Anyway, the shroud is made of 1/32" aluminum. It's pretty easy to bend. I actually did the bending in a vice, using the vice jaws and a couple blocks of wood as a makeshift bending brake. Then I used a flat-face hammer to square off the edges. It may seem complicated, but was actually pretty simple and straightforward.
The plan is to tuck the oil cooler into the open space behind the passenger side quarter-panel. I will not be adding an air scoop. So there won't be much airflow through the area. That's where the fan comes in. It will draw fresh air into the oil cooler, from underneath the car. And thanks to the mods I made to the rear clip and sail panels, there is an escape path for the hot air.

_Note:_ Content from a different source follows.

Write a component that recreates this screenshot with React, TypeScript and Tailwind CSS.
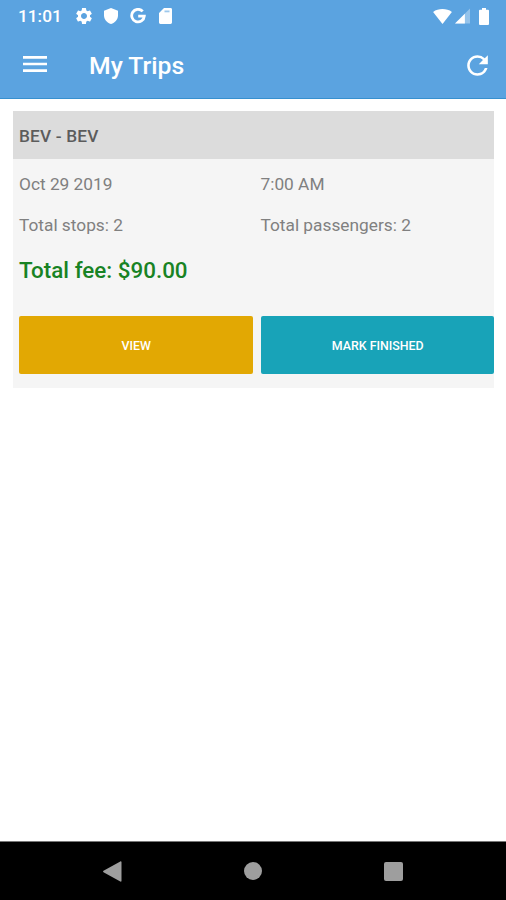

I'm also thinking of using a temporary indicator lamp, so I can monitor the operation of the oil cooler fan. If it doesn't activate very often, then I may nix the fan, or the oil cooler entirely.
I bought the oil cooler at a local auto parts store. It's a standard 7.5 x 12" unit, with the sandwich adapter, hose, mounting hardware, etc (CarQuest part # 77451 HTR). I bought the fan separately from Jeg's. It's on sale for $36.99 ( LINK ). And I bought the fan switch on eBay for about $10 shipped.
On a side note, I really hope this new clutch works out. I'm itching to get the Freak back on the track.